▶ _Task directions_: Take every line from the first down to the line with "const roles = ['Собственник', 'Доверенное" and set it down exactly, without the pictures.

▶ _Data excerpt_:
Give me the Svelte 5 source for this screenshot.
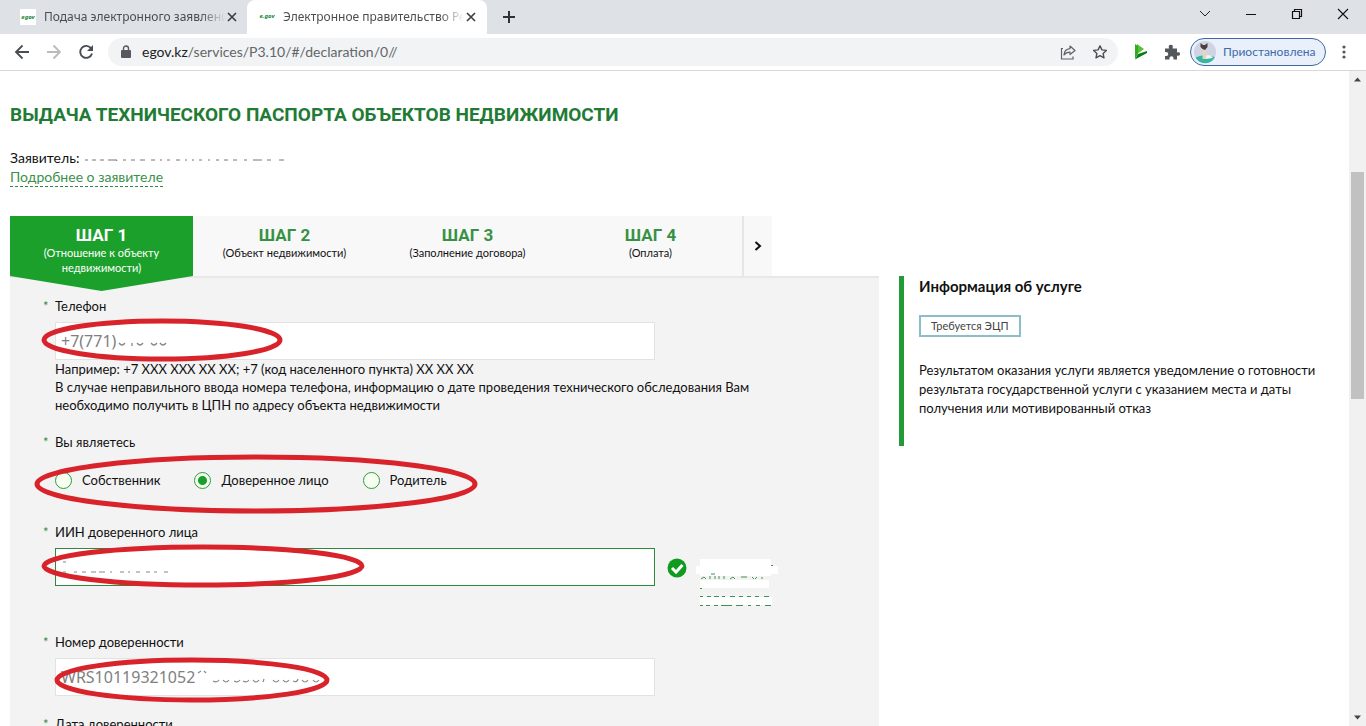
<script>
    const steps = [
        { title: 'ШАГ 1', note: '(Отношение к объекту недвижимости)' },
        { title: 'ШАГ 2', note: '(Объект недвижимости)' },
        { title: 'ШАГ 3', note: '(Заполнение договора)' },
        { title: 'ШАГ 4', note: '(Оплата)' },
    ];
    const roles = ['Собственник', 'Доверенное лицо', 'Родитель'];

    let currentStep = $state(0);
    let role = $state('Доверенное лицо');
    let url = $state('egov.kz/services/P3.10/#/declaration/0//');
    let phone = $state('+7(771)');
    let iin = $state('');
    let docNumber = $state('WRS10119321052');
</script>

<div class="window">
    <header>
        <div class="tabs">
            <div class="tab">
                <svg class="favicon" viewBox="0 0 16 16"><rect width="16" height="16" fill="#fff" /><text x="8" y="10" class="fav-text">egov</text></svg>
                <span class="tab-title">Подача электронного заявлени</span>
                <button class="icon-btn" aria-label="Закрыть вкладку">
                    <svg width="10" height="10" viewBox="0 0 10 10"><path d="M1 1l8 8M9 1L1 9" stroke="#3c4043" stroke-width="1.7" /></svg>
                </button>
            </div>
            <div class="tab active">
                <svg class="favicon" viewBox="0 0 16 16"><text x="8" y="9" class="fav-text">e.gov</text></svg>
                <span class="tab-title">Электронное правительство Ре</span>
                <button class="icon-btn" aria-label="Закрыть вкладку">
                    <svg width="10" height="10" viewBox="0 0 10 10"><path d="M1 1l8 8M9 1L1 9" stroke="#3c4043" stroke-width="1.7" /></svg>
                </button>
            </div>
            <button class="icon-btn new-tab" aria-label="Новая вкладка">
                <svg width="12" height="12" viewBox="0 0 12 12"><path d="M6 0v12M0 6h12" stroke="#2f3236" stroke-width="2" /></svg>
            </button>
            <div class="window-buttons">
                <button class="icon-btn" aria-label="Поиск вкладок"><svg width="12" height="12" viewBox="0 0 12 12"><path d="M1 3l5 5 5-5" fill="none" stroke="#222" /></svg></button>
                <button class="icon-btn" aria-label="Свернуть"><svg width="12" height="12" viewBox="0 0 12 12"><path d="M1 6.500h10" stroke="#111" /></svg></button>
                <button class="icon-btn" aria-label="Восстановить"><svg width="12" height="12" viewBox="0 0 12 12"><path d="M1.500 3.500h7v7h-7zM3.500 3.500v-2h7v7h-2" fill="none" stroke="#111" stroke-width="1.200" /></svg></button>
                <button class="icon-btn" aria-label="Закрыть"><svg width="12" height="12" viewBox="0 0 12 12"><path d="M1 1l10 10M11 1L1 11" stroke="#111" stroke-width="1.100" /></svg></button>
            </div>
        </div>

        <div class="toolbar">
            <button class="icon-btn" aria-label="Назад"><svg width="16" height="16" viewBox="0 0 16 16"><path d="M15 8H2M8.500 1.500L2 8l6.500 6.500" fill="none" stroke="#4a4d51" stroke-width="1.800" /></svg></button>
            <button class="icon-btn" aria-label="Вперёд"><svg width="16" height="16" viewBox="0 0 16 16"><path d="M1 8h13M7.500 1.500L14 8l-6.500 6.500" fill="none" stroke="#b9bbbe" stroke-width="1.800" /></svg></button>
            <button class="icon-btn" aria-label="Обновить"><svg width="16" height="16" viewBox="0 0 16 16"><path d="M13.200 4.500A6 6 0 1 0 14 9.500" fill="none" stroke="#4a4d51" stroke-width="1.900" /><path d="M15 1v6H9z" fill="#4a4d51" /></svg></button>
            <div class="address">
                <svg width="10" height="14" viewBox="0 0 10 14"><rect y="5" width="10" height="8" rx="1" fill="#55585c" /><path d="M2.500 5V3.500a2.500 2.500 0 0 1 5 0V5" fill="none" stroke="#55585c" stroke-width="1.400" /></svg>
                <div class="url-wrap">
                    <input class="url" aria-label="Адрес" bind:value={url} />
                    <span class="domain" aria-hidden="true">egov.kz</span>
                </div>
                <button class="icon-btn" aria-label="Поделиться"><svg width="16" height="16" viewBox="0 0 16 16"><path d="M3 4.500H1.500V15H13v-2.500" fill="none" stroke="#5f6368" stroke-width="1.200" /><path d="M10 2l5 4.500-5 4V8.200C7 8.200 5.300 9.200 4 11 4.200 7.500 6.200 5 10 4.600z" fill="none" stroke="#5f6368" stroke-width="1.200" stroke-linejoin="round" /></svg></button>
                <button class="icon-btn" aria-label="В закладки"><svg width="16" height="16" viewBox="0 0 16 16"><path d="M8 1.800l1.900 4.100 4.500.500-3.300 3 .9 4.400L8 11.600l-4 2.200.9-4.400-3.300-3 4.500-.5z" fill="none" stroke="#4a4d51" stroke-width="1.400" stroke-linejoin="round" /></svg></button>
            </div>
            <button class="icon-btn" aria-label="Расширение"><svg width="14" height="16" viewBox="0 0 14 16"><path d="M3 0l7 5-7 5z" fill="#5bc22f" /><path d="M1 0l3 2v8l-3 5z" fill="#2fae24" /><path d="M1 15.500L4 10l9-3v2z" fill="#087c18" /></svg></button>
            <button class="icon-btn" aria-label="Расширения"><svg width="16" height="16" viewBox="0 0 16 16"><path d="M1 4.500h4C4.300 1.500 5 .8 6.800.8S9.300 1.500 8.600 4.500H13v4c2-.5 3-.1 3 1.500s-1 2-3 1.500V15.500H9.500c.3-2.500-.6-3.300-2-3.300s-2.300.8-2 3.300H1V12c2.500.2 3.200-.7 3.200-2S3.500 7.800 1 8z" fill="#54575b" /></svg></button>
            <button class="profile">
                <svg width="24" height="24" viewBox="0 0 24 24"><circle cx="12" cy="12" r="11" fill="#cfd3e3" /><path d="M2.500 17.500C8 14.500 15 15 22 17a11 11 0 0 1-19.500.5z" fill="#35b5a4" /><path d="M12 16c3-2 6-1 8 2l-7 1z" fill="#f1f3ee" /><path d="M10 9h3v10H9.500z" fill="#e6d5b8" /><path d="M7.500 3l2.500 2h2l2.500-2v4L12 10l-2.500-1L7.500 7z" fill="#4b3d3b" /></svg>
                <span>Приостановлена</span>
            </button>
            <button class="icon-btn" aria-label="Меню"><svg width="4" height="14" viewBox="0 0 4 14"><circle cx="2" cy="2" r="1.600" fill="#54575b" /><circle cx="2" cy="7" r="1.600" fill="#54575b" /><circle cx="2" cy="12" r="1.600" fill="#54575b" /></svg></button>
        </div>
    </header>

    <div class="viewport">
        <main>
            <h1>ВЫДАЧА ТЕХНИЧЕСКОГО ПАСПОРТА ОБЪЕКТОВ НЕДВИЖИМОСТИ</h1>
            <p class="applicant">
                Заявитель:
                <svg width="210" height="6" viewBox="0 0 210 6"><path d="M2 5h3M9 5h4M17 5h4M25 5h9l-1 2M40 5h3M48 5h4M57 5h5M68 5h4M77 5h2M84 5h3M93 5h4M102 5h2M109 5h2M116 5h3M125 5h2M133 5h3M141 5h4M150 5h4M161 5h3M170 5h9M184 5h4M196 5h5" fill="none" stroke="#777" /></svg>
            </p>
            <a class="more" href="#applicant">Подробнее о заявителе</a>

            <div class="columns">
                <section>
                    <nav>
                        {#each steps as step, i}
                            <button class="step" class:current={i == currentStep} onclick={() => (currentStep = i)}>
                                <strong>{step.title}</strong>
                                <span>{step.note}</span>
                            </button>
                        {/each}
                        <button class="next" aria-label="Следующий шаг">
                            <svg width="8" height="10" viewBox="0 0 8 10"><path d="M1.500 1l4.500 4-4.500 4" fill="none" stroke="#111" stroke-width="2" /></svg>
                        </button>
                    </nav>

                    <form>
                        <div class="group">
                            <label for="phone">Телефон</label>
                            <div class="field">
                                <input id="phone" bind:value={phone} />
                                <svg class="marks" width="60" height="18" viewBox="0 0 60 18"><path d="M2 11q3 4 6 0M15 11v3M20 11q3 4 6 0M34 11q3 4 6 0M43 11q3 4 6 0" fill="none" stroke="#888" stroke-width="1.300" /></svg>
                                <svg class="ring" width="242" height="44"><ellipse cx="121" cy="22" rx="118" ry="19" /></svg>
                            </div>
                            <p class="hint">
                                Например: +7 XXX XXX XX XX; +7 (код населенного пункта) XX XX XX<br />
                                В случае неправильного ввода номера телефона, информацию о дате проведения технического обследования Вам необходимо получить в ЦПН по адресу объекта недвижимости
                            </p>
                        </div>

                        <fieldset class="group">
                            <legend>Вы являетесь</legend>
                            <div class="roles">
                                {#each roles as name}
                                    <label class="role"><input type="radio" name="role" value={name} bind:group={role} />{name}</label>
                                {/each}
                                <svg class="ring wide" width="444" height="60"><ellipse cx="222" cy="30" rx="219" ry="27" /></svg>
                            </div>
                        </fieldset>

                        <div class="group">
                            <label for="iin">ИИН доверенного лица</label>
                            <div class="field checked">
                                <input id="iin" class="valid" bind:value={iin} />
                                <svg class="marks start" width="120" height="18" viewBox="0 0 120 18"><path d="M2 4h3M2 14h3M13 14h3M21 14h4M30 14h5M38 14h6M49 14h2M59 14h4M67 14h2M75 14h4M85 14h4M93 14h3M103 14h4" stroke="#888" /></svg>
                                <svg class="status" width="20" height="20" viewBox="0 0 20 20"><circle cx="10" cy="10" r="9.500" fill="#119a20" /><path d="M5 10l4 4 6.500-7" fill="none" stroke="#fff" stroke-width="3" /></svg>
                                <svg class="status" width="84" height="50" viewBox="0 0 84 50"><path d="M5 1h71v7h7v8H76v2H5v-2H1V8h4zM5 22h69v8H5zM5 39h72v8H5z" fill="#fff" /><path d="M6 21l3-2 2 2M15 21v-3M20 21v-3M24 21v-3M29 21v-3M35 21l3-2 2 2M46 19h6M57 19l2 2M62 19l-2 2M67 19v2M16 16h4M5 38.500h3M12 38.500h4M19 38.500h5M27 38.500h3M35 38.500h5M44 38.500h4M52 38.500h4M60 38.500h4M69 38.500h5M5 47.500h3M11 47.500h4M19 47.500h4M26 47.500h11M41 47.500h7M53 47.500h3M61 47.500h4M70 47.500h6M76 7.500h2M5 30.500h2" fill="none" stroke="#3f9350" /></svg>
                                <svg class="ring" width="324" height="44"><ellipse cx="162" cy="22" rx="159" ry="19" /></svg>
                            </div>
                        </div>

                        <div class="group">
                            <label for="doc">Номер доверенности</label>
                            <div class="field">
                                <input id="doc" bind:value={docNumber} />
                                <svg class="marks number" width="130" height="18" viewBox="0 0 130 18"><path d="M2 5l3-2M8 3l2 2M17 13q4 2 6-1M27 12q3 4 6 0M38 13q4 2 6-1M47 13q4 2 6-1M57 12q3 4 6 0M68 11l-1 3M77 12q3 4 6 0M87 12q3 4 6 0M97 13q4 2 5-2M106 12q3 4 6 0M117 12q3 4 6 0" fill="none" stroke="#888" stroke-width="1.200" /></svg>
                                <svg class="ring low" width="278" height="46"><ellipse cx="139" cy="23" rx="135" ry="20" /></svg>
                            </div>
                        </div>

                        <div class="group">
                            <label for="date">Дата доверенности</label>
                            <div class="field"><input id="date" /></div>
                        </div>
                    </form>
                </section>

                <aside>
                    <h2>Информация об услуге</h2>
                    <span class="badge">Требуется ЭЦП</span>
                    <p>Результатом оказания услуги является уведомление о готовности результата государственной услуги с указанием места и даты получения или мотивированный отказ</p>
                </aside>
            </div>
        </main>

        <div class="scrollbar">
            <svg width="17" height="17" viewBox="0 0 17 17"><path d="M5 10.500l3.500-4 3.500 4z" fill="#444" /></svg>
            <div class="track"><div class="thumb"></div></div>
            <svg width="17" height="17" viewBox="0 0 17 17"><path d="M5 6.500l3.500 4 3.500-4z" fill="#444" /></svg>
        </div>
    </div>
</div>

<style>
    :global(body) {
        margin: 0;
        background: #fff;
    }

    .window {
        display: flex;
        flex-direction: column;
        height: 100vh;
        overflow: hidden;
        font: 13px/18px Lato, "Noto Sans", sans-serif;
        color: #111;
    }

    .window * {
        box-sizing: border-box;
    }

    svg {
        display: block;
        flex: none;
    }

    button {
        font: inherit;
        color: inherit;
        padding: 0;
        border: none;
        background: none;
        cursor: pointer;
    }

    .icon-btn {
        display: flex;
        flex: none;
        align-items: center;
        justify-content: center;
    }

    .tabs {
        display: flex;
        height: 34px;
        background: #dee1e6;
    }

    .tab {
        display: flex;
        align-items: center;
        gap: 8px;
        width: 247px;
        padding: 0 10px 0 20px;
        font: 12px/18px "Noto Sans", sans-serif;
        color: #4a4d51;
    }

    .tab.active {
        width: 240px;
        padding: 0 11px 0 12px;
        background: #fff;
        border-radius: 8px 8px 0 0;
    }

    .favicon {
        width: 16px;
        height: 16px;
    }

    .fav-text {
        font: italic bold 6px "Noto Sans", sans-serif;
        fill: #16863a;
        text-anchor: middle;
    }

    .tab-title {
        flex: 1;
        margin-right: -6px;
        overflow: hidden;
        white-space: nowrap;
        mask-image: linear-gradient(to left, transparent, #000 24px);
    }

    .new-tab {
        width: 44px;
    }

    .window-buttons {
        display: flex;
        gap: 34px;
        margin-left: auto;
        padding: 0 17px 6px 0;
    }

    .toolbar {
        display: flex;
        align-items: center;
        gap: 16px;
        height: 37px;
        padding: 0 20px 0 14px;
        border-bottom: 1px solid #d5d7da;
    }

    .address {
        display: flex;
        flex: 1;
        align-items: center;
        gap: 16px;
        height: 28px;
        margin-left: -2px;
        padding: 0 10px 0 13px;
        border-radius: 14px;
        background: #f1f3f4;
    }

    .url-wrap {
        position: relative;
        flex: 1;
        margin-left: -5px;
        font: 14px/20px Lato, "Noto Sans", sans-serif;
    }

    .url {
        display: block;
        width: 100%;
        padding: 0;
        border: none;
        outline: none;
        background: none;
        font: inherit;
        color: #63666a;
    }

    .domain {
        position: absolute;
        top: 0;
        left: 0;
        background: #f1f3f4;
        color: #202124;
        pointer-events: none;
    }

    .profile {
        display: flex;
        align-items: center;
        gap: 6px;
        width: 136px;
        height: 28px;
        margin-left: -6px;
        padding: 0 2px;
        border: 1px solid #3c6aa0;
        border-radius: 14px;
        background: #e9f0fb;
        color: #3b6ca8;
        font-size: 12px;
    }

    .viewport {
        display: flex;
        flex: 1;
        min-height: 0;
    }

    main {
        flex: 1;
        padding: 31px 20px 0 10px;
        overflow: hidden;
    }

    h1 {
        margin: 0 0 21px;
        font: bold 19px/26px Roboto, sans-serif;
        color: #217b35;
    }

    .applicant {
        display: flex;
        align-items: center;
        gap: 4px;
        margin: 0;
        font-size: 14px;
    }

    .more {
        display: inline-block;
        border-bottom: 1px dashed #2f8a41;
        font-size: 14px;
        line-height: 19px;
        color: #3a914a;
        text-decoration: none;
    }

    .columns {
        display: grid;
        grid-template-columns: 869fr 430fr;
        gap: 20px;
        margin-top: 29px;
    }

    nav {
        display: flex;
        width: 762px;
        height: 60px;
        background: #f8f8f8;
    }

    .step {
        display: flex;
        flex: 1;
        flex-direction: column;
        align-items: center;
        padding: 9px 24px 0;
        font-size: 11px;
        line-height: 15px;
    }

    .step strong {
        font: bold 17px/20px Roboto, sans-serif;
        color: #379144;
    }

    .step.current {
        height: 75px;
        z-index: 1;
        background: #1ba12b;
        color: #fff;
        clip-path: polygon(0 0, 100% 0, 100% 60px, 50% 100%, 0 60px);
    }

    .step.current strong {
        color: #fff;
    }

    .next {
        display: flex;
        align-items: center;
        justify-content: center;
        width: 30px;
        border-left: 2px solid #e6e6e6;
    }

    form {
        display: flex;
        flex-direction: column;
        gap: 19px;
        padding: 19px 45px;
        border-top: 2px solid #e8e8e8;
        background: #f3f3f3;
    }

    .group {
        min-width: 0;
        margin: 0;
        padding: 0;
        border: none;
    }

    .group > label,
    legend {
        position: relative;
        display: block;
        margin-bottom: 7px;
        padding: 0;
    }

    .group > label::before,
    legend::before {
        content: "*";
        position: absolute;
        left: -12px;
        color: #2f8a41;
    }

    .field {
        position: relative;
        display: flex;
        align-items: center;
    }

    .field input {
        width: 600px;
        height: 38px;
        padding: 0 5px;
        border: 1px solid #e2e2e2;
        outline: none;
        background: #fff;
        font: 16px/20px "Noto Sans", sans-serif;
        color: #808080;
    }

    .field input.valid {
        border-color: #2c8a3c;
    }

    .checked {
        gap: 12px;
        height: 66px;
        align-items: flex-start;
    }

    .status {
        margin: 10px -4px 0 0;
    }

    .marks {
        position: absolute;
        top: 10px;
        left: 62px;
    }

    .marks.start {
        left: 6px;
    }

    .marks.number {
        left: 141px;
    }

    .ring {
        position: absolute;
        top: -4px;
        left: -14px;
        fill: none;
        stroke: #d9232b;
        stroke-width: 5px;
        pointer-events: none;
    }

    .ring.wide {
        top: -4px;
        left: -21px;
    }

    .ring.low {
        top: -1px;
        left: -2px;
    }

    .hint {
        max-width: 720px;
        margin: 0;
    }

    .roles {
        position: relative;
        display: flex;
        gap: 34px;
        padding: 13px 0 15px;
    }

    .role {
        display: flex;
        align-items: center;
        gap: 10px;
    }

    .role input {
        appearance: none;
        width: 17px;
        height: 17px;
        margin: 0;
        border: 1px solid #2c9a3e;
        border-radius: 50%;
        background: #f6fff0;
    }

    .role input:checked {
        background: radial-gradient(circle, #17a02c 4px, #f6fff0 5px);
    }

    aside {
        align-self: start;
        margin-top: 60px;
        min-height: 170px;
        padding-left: 15px;
        border-left: 5px solid #239a36;
    }

    h2 {
        margin: 0 0 19px;
        font-size: 15px;
        line-height: 20px;
    }

    .badge {
        display: inline-block;
        padding: 0 10px;
        border: 2px solid #8dbccb;
        font-size: 11px;
        color: #444;
    }

    aside p {
        margin: 24px 0 0;
        line-height: 19px;
    }

    .scrollbar {
        display: flex;
        flex-direction: column;
        width: 17px;
        background: #f1f1f1;
    }

    .track {
        flex: 1;
        padding: 84px 2px 0;
    }

    .thumb {
        height: 227px;
        background: #c1c1c1;
    }
</style>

▶ _Exercise solution_:
Give me the Svelte 5 source for this screenshot.
<script>
    const steps = [
        { title: 'ШАГ 1', note: '(Отношение к объекту недвижимости)' },
        { title: 'ШАГ 2', note: '(Объект недвижимости)' },
        { title: 'ШАГ 3', note: '(Заполнение договора)' },
        { title: 'ШАГ 4', note: '(Оплата)' },
    ];
    const roles = ['Собственник', 'Доверенное лицо', 'Родитель'];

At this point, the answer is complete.